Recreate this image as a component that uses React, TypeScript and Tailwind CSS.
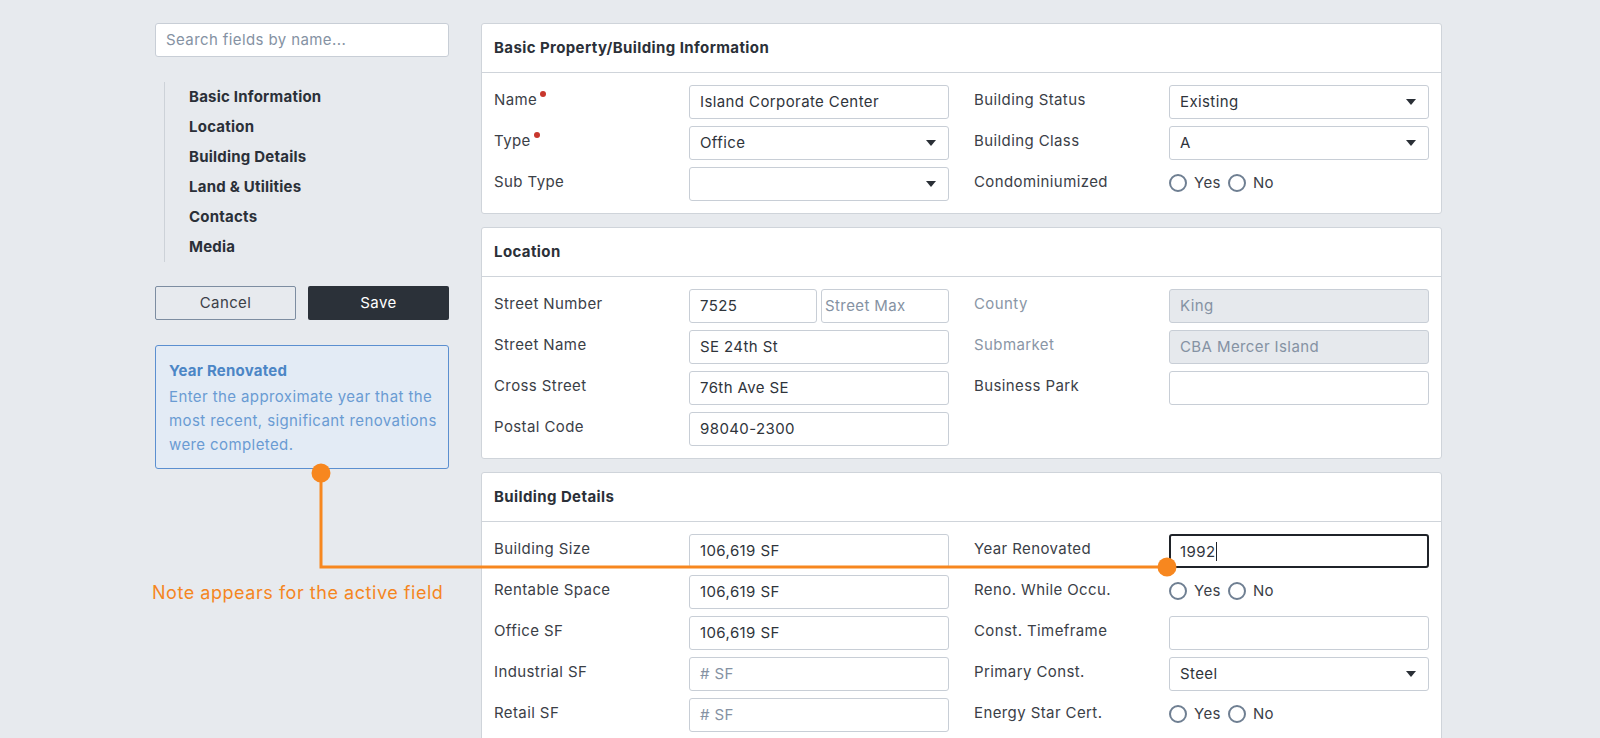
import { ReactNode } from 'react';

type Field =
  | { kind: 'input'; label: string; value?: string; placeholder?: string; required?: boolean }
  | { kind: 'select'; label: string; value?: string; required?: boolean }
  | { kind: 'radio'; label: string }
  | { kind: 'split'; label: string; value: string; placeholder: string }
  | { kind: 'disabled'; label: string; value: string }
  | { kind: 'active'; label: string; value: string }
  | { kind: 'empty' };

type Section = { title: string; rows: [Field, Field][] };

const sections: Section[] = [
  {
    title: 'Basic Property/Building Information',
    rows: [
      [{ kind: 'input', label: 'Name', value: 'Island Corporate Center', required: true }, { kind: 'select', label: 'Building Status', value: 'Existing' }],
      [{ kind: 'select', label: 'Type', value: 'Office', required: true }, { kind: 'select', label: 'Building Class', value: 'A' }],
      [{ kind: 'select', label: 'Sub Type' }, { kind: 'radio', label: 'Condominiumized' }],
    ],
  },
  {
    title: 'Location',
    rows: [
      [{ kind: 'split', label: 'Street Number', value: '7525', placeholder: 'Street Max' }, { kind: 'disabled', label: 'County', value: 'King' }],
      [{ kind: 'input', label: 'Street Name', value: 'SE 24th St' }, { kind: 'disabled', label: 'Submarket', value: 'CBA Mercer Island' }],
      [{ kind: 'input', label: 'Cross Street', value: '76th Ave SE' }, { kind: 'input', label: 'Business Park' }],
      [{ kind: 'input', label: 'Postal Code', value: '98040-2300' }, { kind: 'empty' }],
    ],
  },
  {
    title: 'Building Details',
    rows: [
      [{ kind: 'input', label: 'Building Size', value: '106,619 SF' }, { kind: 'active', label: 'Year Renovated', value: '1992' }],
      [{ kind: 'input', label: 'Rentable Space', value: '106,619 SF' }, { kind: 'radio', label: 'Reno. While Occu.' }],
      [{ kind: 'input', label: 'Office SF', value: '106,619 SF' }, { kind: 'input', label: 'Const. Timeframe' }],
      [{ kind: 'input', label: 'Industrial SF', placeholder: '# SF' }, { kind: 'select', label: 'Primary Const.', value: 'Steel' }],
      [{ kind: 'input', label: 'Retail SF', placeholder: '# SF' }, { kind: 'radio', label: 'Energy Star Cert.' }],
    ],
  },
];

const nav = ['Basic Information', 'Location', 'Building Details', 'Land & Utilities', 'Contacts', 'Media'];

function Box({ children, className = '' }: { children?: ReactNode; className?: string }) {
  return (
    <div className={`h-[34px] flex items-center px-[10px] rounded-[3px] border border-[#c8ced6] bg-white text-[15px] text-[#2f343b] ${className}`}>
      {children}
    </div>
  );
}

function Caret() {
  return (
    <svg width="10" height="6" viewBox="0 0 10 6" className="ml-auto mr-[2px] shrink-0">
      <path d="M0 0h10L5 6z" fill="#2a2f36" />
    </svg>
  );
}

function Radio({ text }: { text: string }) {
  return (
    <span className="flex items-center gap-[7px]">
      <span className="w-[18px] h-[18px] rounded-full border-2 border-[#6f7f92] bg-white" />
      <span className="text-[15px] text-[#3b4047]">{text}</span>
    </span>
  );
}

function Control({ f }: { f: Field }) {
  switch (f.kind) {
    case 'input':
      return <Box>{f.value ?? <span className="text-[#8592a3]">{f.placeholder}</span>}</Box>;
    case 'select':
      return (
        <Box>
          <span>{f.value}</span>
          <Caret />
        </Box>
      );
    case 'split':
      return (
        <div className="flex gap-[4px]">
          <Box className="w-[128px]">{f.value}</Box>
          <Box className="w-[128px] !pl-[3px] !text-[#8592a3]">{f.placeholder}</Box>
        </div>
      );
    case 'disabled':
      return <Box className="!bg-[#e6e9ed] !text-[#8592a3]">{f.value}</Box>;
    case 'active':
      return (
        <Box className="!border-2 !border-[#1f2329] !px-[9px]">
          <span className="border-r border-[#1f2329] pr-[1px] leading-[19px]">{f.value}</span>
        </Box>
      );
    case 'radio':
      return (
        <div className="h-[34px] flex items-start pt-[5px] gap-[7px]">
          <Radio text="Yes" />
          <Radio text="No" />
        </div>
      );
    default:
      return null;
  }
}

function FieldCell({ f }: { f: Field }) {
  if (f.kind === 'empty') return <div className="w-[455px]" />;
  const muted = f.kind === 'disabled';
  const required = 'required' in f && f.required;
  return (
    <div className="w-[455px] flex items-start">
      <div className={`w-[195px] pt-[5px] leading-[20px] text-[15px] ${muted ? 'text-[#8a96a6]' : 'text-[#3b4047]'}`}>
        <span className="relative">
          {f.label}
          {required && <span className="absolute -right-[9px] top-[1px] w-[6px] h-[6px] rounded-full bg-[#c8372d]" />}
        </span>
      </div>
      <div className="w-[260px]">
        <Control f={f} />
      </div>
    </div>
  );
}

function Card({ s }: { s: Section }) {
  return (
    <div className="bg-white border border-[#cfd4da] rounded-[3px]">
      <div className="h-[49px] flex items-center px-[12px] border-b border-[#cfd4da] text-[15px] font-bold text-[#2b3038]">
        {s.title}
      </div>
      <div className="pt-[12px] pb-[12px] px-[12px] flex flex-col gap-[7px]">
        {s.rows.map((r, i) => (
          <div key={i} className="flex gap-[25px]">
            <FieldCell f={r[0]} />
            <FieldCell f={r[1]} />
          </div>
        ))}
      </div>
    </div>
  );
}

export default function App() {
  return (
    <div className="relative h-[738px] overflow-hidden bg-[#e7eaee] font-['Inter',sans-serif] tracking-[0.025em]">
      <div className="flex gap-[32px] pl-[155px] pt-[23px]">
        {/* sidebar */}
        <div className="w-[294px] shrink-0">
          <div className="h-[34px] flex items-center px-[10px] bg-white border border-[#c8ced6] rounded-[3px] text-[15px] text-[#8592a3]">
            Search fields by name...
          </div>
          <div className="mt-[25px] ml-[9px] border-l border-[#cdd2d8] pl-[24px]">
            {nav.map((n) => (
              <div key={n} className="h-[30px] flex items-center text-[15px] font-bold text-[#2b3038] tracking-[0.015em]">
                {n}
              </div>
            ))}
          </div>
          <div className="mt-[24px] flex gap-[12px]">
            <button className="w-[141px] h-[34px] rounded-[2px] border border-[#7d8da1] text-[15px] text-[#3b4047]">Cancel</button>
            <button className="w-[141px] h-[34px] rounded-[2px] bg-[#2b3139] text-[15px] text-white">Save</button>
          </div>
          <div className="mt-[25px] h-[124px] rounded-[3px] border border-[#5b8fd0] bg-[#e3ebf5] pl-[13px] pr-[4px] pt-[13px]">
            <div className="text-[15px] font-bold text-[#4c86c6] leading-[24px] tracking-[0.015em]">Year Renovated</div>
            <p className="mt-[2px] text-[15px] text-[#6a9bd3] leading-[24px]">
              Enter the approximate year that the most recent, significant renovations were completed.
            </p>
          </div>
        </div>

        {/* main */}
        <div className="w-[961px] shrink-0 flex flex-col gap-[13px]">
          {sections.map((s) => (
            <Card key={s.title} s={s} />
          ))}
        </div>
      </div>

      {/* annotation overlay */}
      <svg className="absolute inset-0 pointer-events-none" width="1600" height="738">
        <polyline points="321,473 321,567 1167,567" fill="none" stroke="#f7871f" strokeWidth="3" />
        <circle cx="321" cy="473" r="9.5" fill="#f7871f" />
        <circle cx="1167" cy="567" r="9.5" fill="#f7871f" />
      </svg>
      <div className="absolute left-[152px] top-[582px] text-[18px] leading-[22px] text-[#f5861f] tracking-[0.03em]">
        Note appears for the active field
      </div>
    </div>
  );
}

----

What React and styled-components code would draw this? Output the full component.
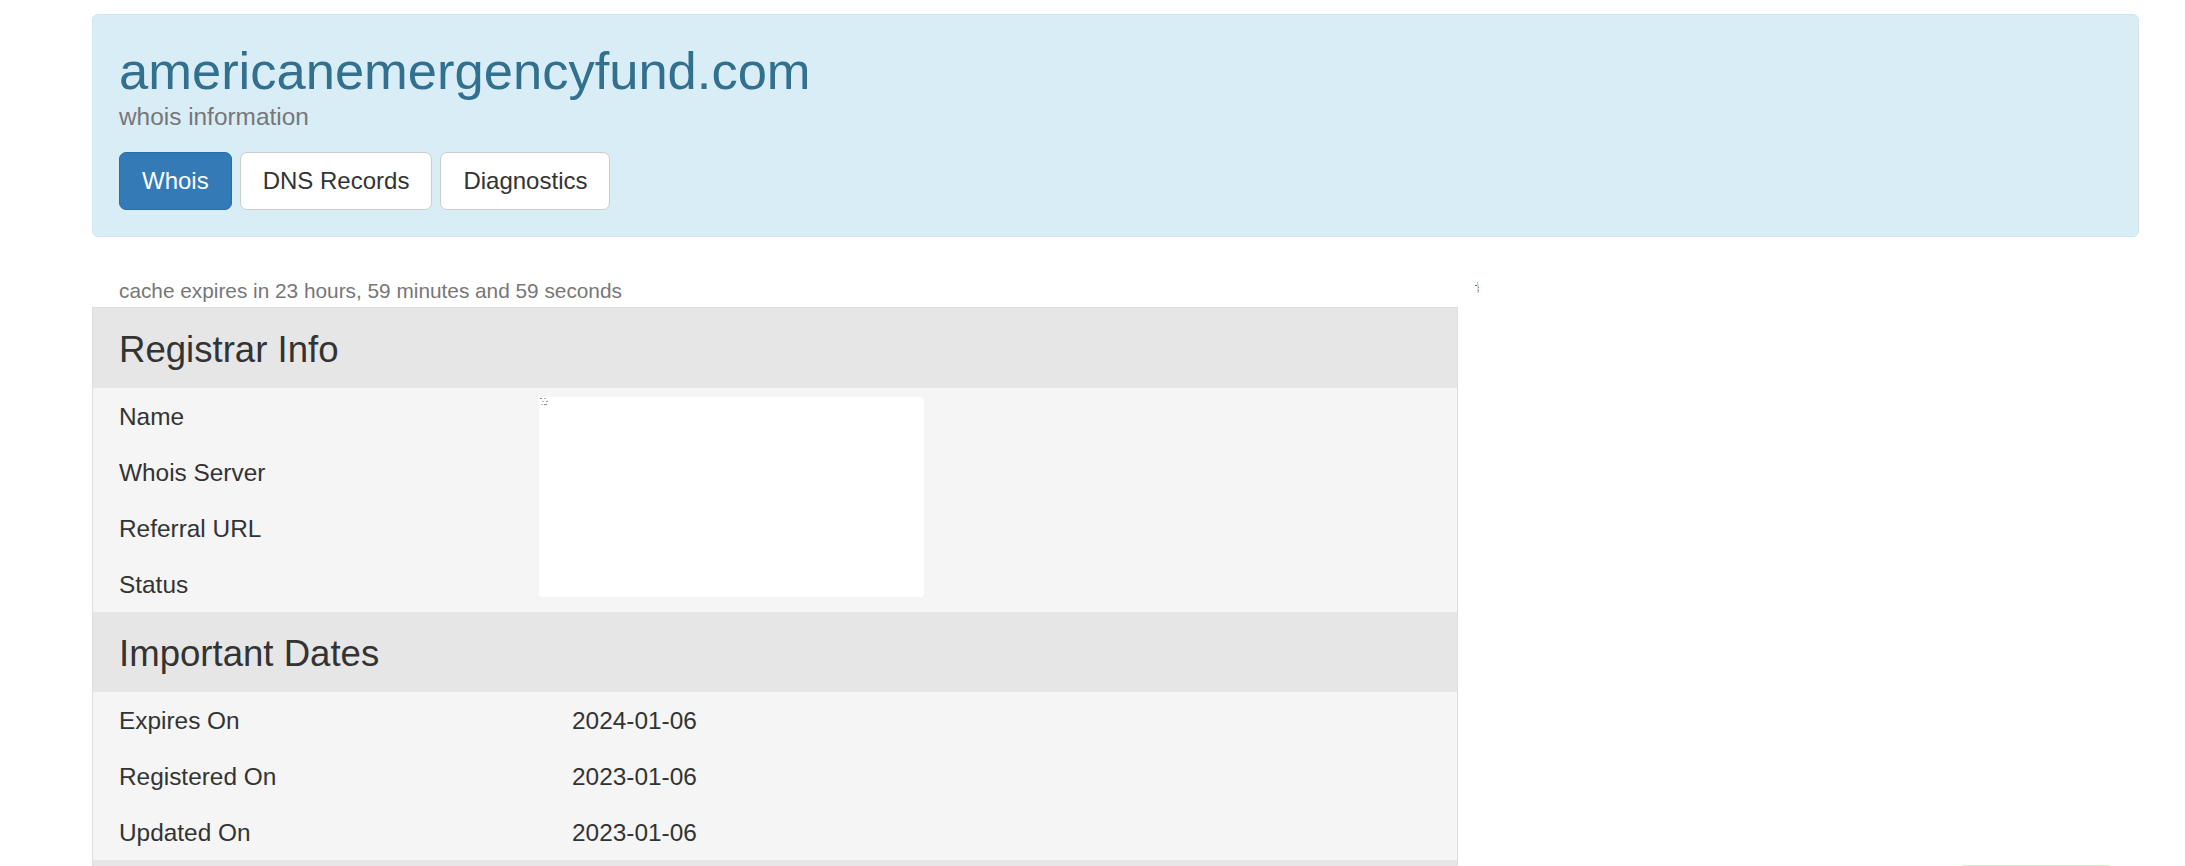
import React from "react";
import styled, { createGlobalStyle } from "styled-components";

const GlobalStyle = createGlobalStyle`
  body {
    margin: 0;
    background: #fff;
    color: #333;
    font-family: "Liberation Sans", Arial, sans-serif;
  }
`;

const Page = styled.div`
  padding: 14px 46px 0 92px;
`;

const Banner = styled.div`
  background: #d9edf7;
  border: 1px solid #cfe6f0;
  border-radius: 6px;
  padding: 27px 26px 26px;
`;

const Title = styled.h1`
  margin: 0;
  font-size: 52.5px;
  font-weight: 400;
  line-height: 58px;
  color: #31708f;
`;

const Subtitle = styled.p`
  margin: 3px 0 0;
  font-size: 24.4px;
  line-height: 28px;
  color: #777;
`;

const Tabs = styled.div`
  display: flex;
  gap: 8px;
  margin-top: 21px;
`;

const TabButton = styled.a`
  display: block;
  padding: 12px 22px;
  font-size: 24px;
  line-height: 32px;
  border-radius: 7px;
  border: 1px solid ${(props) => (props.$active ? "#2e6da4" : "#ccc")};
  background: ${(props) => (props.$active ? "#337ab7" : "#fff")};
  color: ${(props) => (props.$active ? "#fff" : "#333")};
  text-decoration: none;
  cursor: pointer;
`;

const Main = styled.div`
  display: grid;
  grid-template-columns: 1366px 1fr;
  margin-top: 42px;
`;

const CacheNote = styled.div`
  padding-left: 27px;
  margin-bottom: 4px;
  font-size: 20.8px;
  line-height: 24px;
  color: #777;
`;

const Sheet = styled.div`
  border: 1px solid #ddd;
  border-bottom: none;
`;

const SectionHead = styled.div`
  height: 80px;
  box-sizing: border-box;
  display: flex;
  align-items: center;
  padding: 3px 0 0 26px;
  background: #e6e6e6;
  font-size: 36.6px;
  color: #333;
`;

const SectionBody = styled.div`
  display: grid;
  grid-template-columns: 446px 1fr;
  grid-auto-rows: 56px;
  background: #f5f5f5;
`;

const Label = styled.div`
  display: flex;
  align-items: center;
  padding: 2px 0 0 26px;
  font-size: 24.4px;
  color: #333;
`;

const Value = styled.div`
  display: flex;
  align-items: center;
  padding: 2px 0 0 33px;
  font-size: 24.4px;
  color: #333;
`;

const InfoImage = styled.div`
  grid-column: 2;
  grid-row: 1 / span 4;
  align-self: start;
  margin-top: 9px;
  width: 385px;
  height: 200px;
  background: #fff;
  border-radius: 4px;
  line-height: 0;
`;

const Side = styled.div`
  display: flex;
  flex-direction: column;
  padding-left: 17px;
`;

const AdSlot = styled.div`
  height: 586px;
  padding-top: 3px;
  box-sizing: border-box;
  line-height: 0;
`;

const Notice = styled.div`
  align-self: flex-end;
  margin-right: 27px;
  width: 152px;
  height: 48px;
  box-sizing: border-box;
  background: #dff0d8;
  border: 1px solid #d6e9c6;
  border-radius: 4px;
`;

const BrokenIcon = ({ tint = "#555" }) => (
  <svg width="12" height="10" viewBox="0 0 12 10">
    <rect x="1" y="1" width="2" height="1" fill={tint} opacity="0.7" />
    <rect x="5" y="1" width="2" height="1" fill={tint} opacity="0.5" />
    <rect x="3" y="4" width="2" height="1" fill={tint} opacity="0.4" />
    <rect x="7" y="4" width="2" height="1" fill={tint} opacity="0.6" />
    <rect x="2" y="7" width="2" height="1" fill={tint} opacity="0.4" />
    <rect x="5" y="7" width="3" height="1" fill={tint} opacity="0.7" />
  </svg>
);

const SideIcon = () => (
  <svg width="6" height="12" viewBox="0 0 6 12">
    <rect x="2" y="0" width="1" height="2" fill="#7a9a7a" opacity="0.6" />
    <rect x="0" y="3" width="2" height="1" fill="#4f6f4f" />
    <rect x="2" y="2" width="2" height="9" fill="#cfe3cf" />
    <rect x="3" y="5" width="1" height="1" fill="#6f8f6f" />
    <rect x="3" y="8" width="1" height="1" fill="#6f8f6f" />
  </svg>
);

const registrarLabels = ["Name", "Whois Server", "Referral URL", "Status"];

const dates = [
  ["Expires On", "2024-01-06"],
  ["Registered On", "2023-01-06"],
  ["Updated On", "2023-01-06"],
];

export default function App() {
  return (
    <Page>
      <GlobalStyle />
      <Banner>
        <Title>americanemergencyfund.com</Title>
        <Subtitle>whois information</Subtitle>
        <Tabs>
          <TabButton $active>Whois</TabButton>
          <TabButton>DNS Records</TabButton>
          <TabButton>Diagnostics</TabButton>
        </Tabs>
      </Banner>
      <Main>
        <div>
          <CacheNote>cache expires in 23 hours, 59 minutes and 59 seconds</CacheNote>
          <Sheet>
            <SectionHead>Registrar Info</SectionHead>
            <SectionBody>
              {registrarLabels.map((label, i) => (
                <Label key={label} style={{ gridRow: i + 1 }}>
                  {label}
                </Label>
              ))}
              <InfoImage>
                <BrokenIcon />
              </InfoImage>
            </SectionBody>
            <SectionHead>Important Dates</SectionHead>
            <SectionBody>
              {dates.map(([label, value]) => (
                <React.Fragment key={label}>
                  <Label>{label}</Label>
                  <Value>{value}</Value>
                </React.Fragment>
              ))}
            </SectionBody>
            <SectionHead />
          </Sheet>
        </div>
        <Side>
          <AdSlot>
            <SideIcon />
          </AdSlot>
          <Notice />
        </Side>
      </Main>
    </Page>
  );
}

----

» Do this:
Where does the word "full" appear? Return each line that holds it.

» Answer to the problem:
      <span className="w-[18px] h-[18px] rounded-full border-2 border-[#6f7f92] bg-white" />
          {required && <span className="absolute -right-[9px] top-[1px] w-[6px] h-[6px] rounded-full bg-[#c8372d]" />}
What React and styled-components code would draw this? Output the full component.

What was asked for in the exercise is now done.